The reason I hired Owen Roizman on “Addams Family” was that I had seen other cinematographers like Gordon Willis and John Alonzo and Bill Fraker move up their operator to DP when they became directors – and I think that’s a mistake, because what they were saying was, “I want to hold on to the camera, so I’m going to let my operator be the DP so I can still tell him what to do.” And I thought if I hired Owen Roizman, who’s such a brilliant cameraman, it would force me to work with the actors.

I still do all the shot lists for all the movies I direct ahead of time. I hand them to the cinematographer. I choose the lens. But mainly we figure it out very quickly, and then the DP – in this case, Greg – lights. And I think, for the most part, cinematography is about lighting – which is why it’s said that the cinematography award always goes to the movie with the most sunsets, ‘cause that’s easy.

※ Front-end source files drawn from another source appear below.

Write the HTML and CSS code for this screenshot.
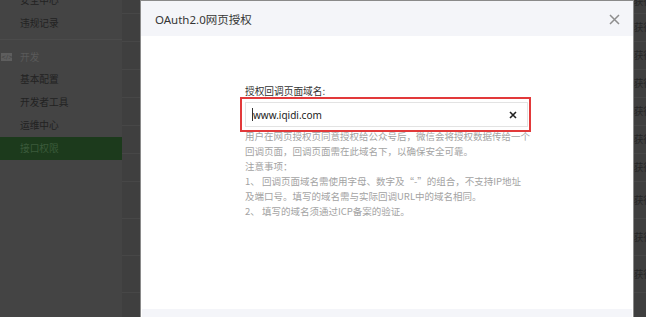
FILE: index.html
```html
<!DOCTYPE html>
<html lang="zh-CN">
<head>
    <meta charset="UTF-8">
    <title>OAuth2.0网页授权</title>
    <link rel="stylesheet" href="styles.css">
</head>
<body>
    <!-- Боковое меню (под маской) -->
    <div class="sidebar">
        <div class="menu-group">
            <div class="menu-item">安全中心</div>
            <div class="menu-item">违规记录</div>
        </div>
        <div class="menu-group menu-group-split">
            <div class="menu-title">
                <span class="menu-icon">&lt;/&gt;</span>
                开发
            </div>
            <div class="menu-item">基本配置</div>
            <div class="menu-item">开发者工具</div>
            <div class="menu-item">运维中心</div>
            <div class="menu-item active">接口权限</div>
        </div>
    </div>

    <!-- Таблица прав (под маской) -->
    <div class="content">
        <div class="perm-row short">已获得</div>
        <div class="perm-row">已获得</div>
        <div class="perm-row">已获得</div>
        <div class="perm-row">已获得</div>
        <div class="perm-row">已获得</div>
        <div class="perm-row">已获得</div>
        <div class="perm-row">已获得</div>
        <div class="perm-row tall">已获得</div>
        <div class="perm-row tall">已获得</div>
        <div class="perm-row tall">已获得</div>
    </div>

    <!-- Диалог -->
    <div class="dialog">
        <div class="dialog-header">
            <span class="dialog-title">OAuth2.0网页授权</span>
            <svg class="dialog-close" width="11" height="11" viewBox="0 0 11 11">
                <path d="M1 1 L10 10 M10 1 L1 10" stroke="#8e8e8e" stroke-width="1.5" fill="none"/>
            </svg>
        </div>
        <div class="dialog-body">
            <div class="field-label">授权回调页面域名:</div>
            <div class="field-input">
                <span class="caret"></span>
                <span class="input-value">www.iqidi.com</span>
                <svg class="input-clear" width="8" height="8" viewBox="0 0 8 8">
                    <path d="M1 1 L7 7 M7 1 L1 7" stroke="#222" stroke-width="1.6" fill="none"/>
                </svg>
            </div>
            <div class="field-help">
                用户在网页授权页同意授权给公众号后，微信会将授权数据传给一个<br>
                回调页面，回调页面需在此域名下，以确保安全可靠。<br>
                注意事项：<br>
                1、 回调页面域名需使用字母、数字及“-”的组合，不支持IP地址<br>
                及端口号。填写的域名需与实际回调URL中的域名相同。<br>
                2、 填写的域名须通过ICP备案的验证。
            </div>
        </div>
        <div class="dialog-footer"></div>
    </div>
</body>
</html>
```

FILE: styles.css
```css
* {
    margin: 0;
    padding: 0;
    box-sizing: border-box;
}

body {
    font-family: "Noto Sans CJK SC", "Noto Sans", sans-serif;
    background: #3f3f3f;
    height: 317px;
    overflow: hidden;
    position: relative;
    display: flex;
}

/* Боковое меню */
.sidebar {
    width: 122px;
    flex-shrink: 0;
    background: #444444;
    margin-top: -11px;
    font-size: 9.7px;
    color: #222222;
}

.menu-group {
    padding-bottom: 4px;
}

.menu-group-split {
    border-top: 1px solid #4b4b4b;
    padding-top: 5px;
}

.menu-item {
    height: 23px;
    line-height: 23px;
    padding-left: 20px;
}

.menu-item.active {
    background: #1c3a1c;
    color: #3b5a3b;
}

.menu-title {
    height: 23px;
    display: flex;
    align-items: center;
    gap: 8px;
    padding-left: 1px;
    color: #5a5a5a;
}

.menu-icon {
    width: 11px;
    height: 8px;
    background: #5e5e5e;
    color: #3e3e3e;
    font-size: 6px;
    line-height: 8px;
    text-align: center;
    font-family: "DejaVu Sans", sans-serif;
}

/* Таблица */
.content {
    flex: 1;
    margin-top: -10px;
    font-size: 9.7px;
    color: #262626;
}

.perm-row {
    height: 28px;
    line-height: 27px;
    padding-left: 502px;
    border-bottom: 1px solid #474747;
    white-space: nowrap;
}

.perm-row.short {
    height: 24px;
    line-height: 23px;
}

.perm-row.tall {
    height: 37px;
    line-height: 36px;
}

/* Диалог */
.dialog {
    position: absolute;
    left: 140px;
    top: 0;
    width: 494px;
    height: 360px;
    background: #ffffff;
    border: 1px solid #8a8a8a;
    display: flex;
    flex-direction: column;
}

.dialog-header {
    height: 35px;
    background: #f4f5f9;
    display: flex;
    align-items: center;
    justify-content: space-between;
    padding: 0 13px 0 14px;
}

.dialog-title {
    font-family: "Noto Sans", "Noto Sans CJK SC", sans-serif;
    font-size: 11.5px;
    color: #353535;
}

.dialog-close {
    margin-top: 1px;
}

.dialog-body {
    height: 273px;
    padding: 48px 0 0 104px;
}

.field-label {
    font-size: 9.7px;
    line-height: 15px;
    color: #333333;
    margin-bottom: 3px;
}

.field-input {
    position: relative;
    width: 283px;
    height: 25px;
    border: 1px solid #e3e3e3;
    display: flex;
    align-items: center;
    padding: 0 10px 0 6px;
}

/* Красная рамка-выделение поверх поля */
.field-input::after {
    content: '';
    position: absolute;
    top: -6px;
    bottom: -6px;
    left: -6px;
    right: -4px;
    border: 2px solid #e2393a;
}

.caret {
    width: 1px;
    height: 13px;
    background: #333333;
}

.input-value {
    flex: 1;
    font-family: "Noto Sans", sans-serif;
    font-size: 10px;
    color: #222222;
}

.field-help {
    margin-top: 2px;
    font-size: 9.5px;
    line-height: 15px;
    color: #a3a3a3;
    white-space: nowrap;
}

.dialog-footer {
    flex: 1;
    margin: 0 1px;
    background: #f4f5f9;
}
```
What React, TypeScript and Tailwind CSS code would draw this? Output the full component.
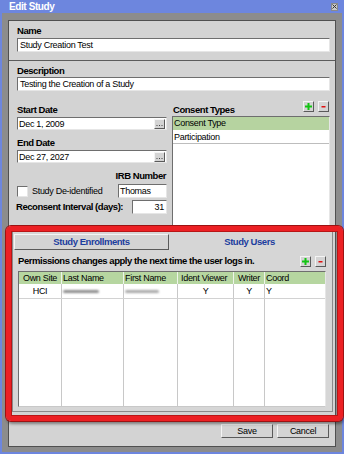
import React from 'react';

const field =
  'bg-white border border-t-[#6e6e6e] border-l-[#6e6e6e] border-r-[#e6e6e6] border-b-[#e6e6e6]';
const raised =
  'bg-[#d4d4d4] border border-t-[#f4f4f4] border-l-[#f4f4f4] border-r-[#5a5a5a] border-b-[#5a5a5a]';
const label = 'font-bold text-[9.5px] tracking-[-0.45px] leading-[10px] whitespace-nowrap';

function PlusMinus() {
  return (
    <div className="flex gap-[4px]">
      <div className={`${raised} w-[11px] h-[11px] flex items-center justify-center`}>
        <svg width="7" height="7" viewBox="0 0 7 7">
          <rect x="2.5" y="0" width="2" height="7" fill="#13c413" />
          <rect x="0" y="2.5" width="7" height="2" fill="#13c413" />
        </svg>
      </div>
      <div className={`${raised} w-[11px] h-[11px] flex items-center justify-center`}>
        <svg width="5" height="5" viewBox="0 0 5 5">
          <rect x="0.5" y="2" width="4" height="1.5" fill="#e01010" />
        </svg>
      </div>
    </div>
  );
}

function DateInput({ value }: { value: string }) {
  return (
    <div className={`${field} h-[13px] mt-[2px] flex items-center pl-[1px]`}>
      <span className="flex-1 leading-[10px]">{value}</span>
      <div className={`${raised} w-[11px] h-[10px] mr-[1px] flex items-center justify-center`}>
        <svg width="7" height="6" viewBox="0 0 7 6">
          <rect x="0.5" y="4" width="1" height="1" fill="#444" />
          <rect x="3" y="4" width="1" height="1" fill="#444" />
          <rect x="5.5" y="4" width="1" height="1" fill="#444" />
        </svg>
      </div>
    </div>
  );
}

export default function App() {
  const cols = 'grid grid-cols-[43px_62px_54px_56px_31px_1fr]';

  return (
    <div className="relative w-[344px] h-[454px] bg-[#6d86de] flex flex-col font-['Liberation_Sans',Arial,sans-serif] text-[9px] tracking-[-0.3px] text-black whitespace-nowrap">
      {/* title bar */}
      <div className="h-[13px] flex items-center justify-between pl-[9px] pr-[6px]">
        <span className="text-white font-bold text-[10px] tracking-[-0.4px] leading-[12px]">Edit Study</span>
        <div className="w-[7px] h-[8px] bg-[#c8c8c8] border border-[#8a8a8a] flex items-center justify-center">
          <svg width="5" height="5" viewBox="0 0 5 5">
            <path d="M0.5 0.5 L4.5 4.5 M4.5 0.5 L0.5 4.5" stroke="#333" strokeWidth="1" />
          </svg>
        </div>
      </div>

      {/* window frame */}
      <div className="flex-1 mx-[2px] mb-[2px] bg-[#8c8c8c] pt-[7px] px-[6px] pb-[5px] flex">
        <div className="flex-1 bg-[#d3d3d3] border border-[#505050] flex flex-col">
          {/* Name */}
          <div className="pl-[8px] pr-[5px] pt-[5px] pb-[8px] border-b border-[#5c5c5c]">
            <div className={label}>Name</div>
            <div className={`${field} h-[14px] mt-[2px] pl-[2px] leading-[12px]`}>Study Creation Test</div>
          </div>

          {/* Description */}
          <div className="pl-[8px] pr-[5px] pt-[5px]">
            <div className={label}>Description</div>
            <div className={`${field} h-[14px] mt-[1px] pl-[2px] leading-[12px]`}>Testing the Creation of a Study</div>
          </div>

          {/* two columns */}
          <div className="flex h-[135px] overflow-hidden">
            <div className="w-[150px] ml-[8px] flex flex-col">
              <div className={`mt-[14px] ${label}`}>Start Date</div>
              <DateInput value="Dec 1, 2009" />
              <div className={`mt-[8px] ${label}`}>End Date</div>
              <DateInput value="Dec 27, 2027" />
              <div className={`mt-[8px] ${label} text-right pr-[1px]`}>IRB Number</div>
              <div className="mt-[2px] h-[15px] flex items-center">
                <div className={`${field} w-[11px] h-[11px] mt-[2px]`} />
                <span className="ml-[4px] flex-1 leading-[10px] mt-[1px]">Study De-identified</span>
                <div className={`${field} w-[49px] h-[14px] pl-[1px] leading-[12px]`}>Thomas</div>
              </div>
              <div className="mt-[2px] h-[14px] flex items-center">
                <span className={`flex-1 ${label} -ml-[1px]`}>Reconsent Interval (days):</span>
                <div className={`${field} w-[35px] h-[14px] pr-[2px] text-right leading-[12px]`}>31</div>
              </div>
            </div>

            <div className="w-[158px] ml-[5px] flex flex-col">
              <div className="mt-[10px] h-[14px] flex items-start justify-between pr-[1px]">
                <span className={`mt-[4px] ${label} ml-[1px]`}>Consent Types</span>
                <PlusMinus />
              </div>
              <div className={`${field} mt-[1px] h-[110px] flex flex-col`}>
                <div className="h-[13px] bg-[#b6d3a0] pl-[1px] leading-[13px]">Consent Type</div>
                <div className="h-[14px] pl-[1px] leading-[14px] border-b border-[#bdbdbd]">Participation</div>
              </div>
            </div>
          </div>

          {/* enrollments / users */}
          <div className="mt-[3px] ml-[3px] mr-[2px] h-[183px] border border-[#8a8a8a] bg-[#d6d6d6] flex flex-col">
            <div className="mt-[4px] ml-[1px] mr-[2px] h-[16px] flex">
              <div className={`${raised} w-[155px] flex items-center justify-center text-[#1b3d9e] ${label}`}>
                Study Enrollments
              </div>
              <div className={`flex-1 flex items-center justify-center text-[#1b3d9e] ${label}`}>
                Study Users
              </div>
            </div>
            <div className="mt-[4px] h-[14px] flex items-center justify-between pl-[5px] pr-[6px]">
              <span className={label}>Permissions changes apply the next time the user logs in.</span>
              <PlusMinus />
            </div>
            <div className="mt-[3px] ml-[5px] mr-[6px] h-[136px] bg-white border border-t-[#6e6e6e] border-l-[#6e6e6e] border-r-[#e6e6e6] border-b-[#c8c8c8] flex flex-col">
              <div className={`${cols} h-[12px] bg-[#b6d6a0] leading-[12px]`}>
                <div className="text-center border-r border-[#eef4ea]">Own Site</div>
                <div className="pl-[1px] border-r border-[#eef4ea]">Last Name</div>
                <div className="pl-[1px] border-r border-[#eef4ea]">First Name</div>
                <div className="pl-[3px] border-r border-[#eef4ea]">Ident Viewer</div>
                <div className="text-center border-r border-[#eef4ea]">Writer</div>
                <div className="pl-[1px]">Coord</div>
              </div>
              <div className={`${cols} h-[15px] leading-[14px] border-b border-[#d2d2d2]`}>
                <div className="text-center border-r border-[#c8c8c8]">HCI</div>
                <div className="border-r border-[#c8c8c8] flex items-center pl-[1px]">
                  <div className="w-[36px] h-[3px] bg-[#8c8c8c] blur-[1px] rounded-full" />
                </div>
                <div className="border-r border-[#c8c8c8] flex items-center pl-[1px]">
                  <div className="w-[34px] h-[3px] bg-[#a8a8a8] blur-[1px] rounded-full" />
                </div>
                <div className="text-center border-r border-[#c8c8c8]">Y</div>
                <div className="text-center border-r border-[#c8c8c8]">Y</div>
                <div className="pl-[1px]">Y</div>
              </div>
              <div className={`${cols} flex-1`}>
                <div className="border-r border-[#c8c8c8]" />
                <div className="border-r border-[#c8c8c8]" />
                <div className="border-r border-[#c8c8c8]" />
                <div className="border-r border-[#c8c8c8]" />
                <div className="border-r border-[#c8c8c8]" />
                <div />
              </div>
            </div>
          </div>

          {/* buttons */}
          <div className="mt-[12px] flex justify-end gap-[4px] pr-[6px]">
            <div className={`${raised} w-[52px] h-[14px] flex items-center justify-center leading-[12px]`}>Save</div>
            <div className={`${raised} w-[52px] h-[14px] flex items-center justify-center leading-[12px]`}>Cancel</div>
          </div>
        </div>
      </div>

      {/* red highlight annotation */}
      <div className="absolute left-[6px] top-[226px] w-[337px] h-[195px] rounded-[5px] border-[5px] border-[#ec2024] shadow-[0_0_0_1px_#9c1212,1px_3px_3px_rgba(0,0,0,0.4),inset_0_0_0_1px_#b81616]" />
    </div>
  );
}
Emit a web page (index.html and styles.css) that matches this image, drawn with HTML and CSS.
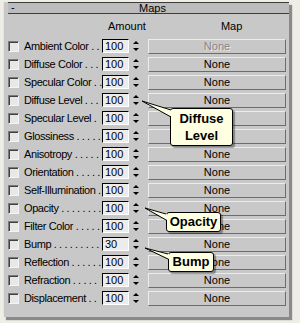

You moved pretty quickly from cinematographer to director. Was that through-line in your career always the goal?
God, no.

You told EditorNet that you hate to direct.
Well, it’s very stressful for me. I find it very difficult to have what I do in life judged by a whole bunch of people after it’s done. You know, you make these movies and they’re all your children – and some go on to Harvard and some go on to not graduating high school, but you don’t love them any less, you know? To see your children reviewed in the world forum is a very difficult thing for me.

You know, directing is all compromise. You have an idea for a great shot to take place at sunset, and it’s overcast and drizzling and you can’t afford to come back, and that other actor had to go to New York for a junket, so you’ve got to shoot this shot anyway. It’s all compromise and sadness and losing of control. I hate to compromise and I hate to lose control, so I find directing very difficult.

Now, is your stance on directing an evolving stance, depending on what point you’re at in production?
No. There’s no part I like. I like post-production the most. But it’s always compromise and losing control and disappointment.

Do you think you’ll ever return to cinematography?
Uh, not unless I can make my director’s salary as a DP.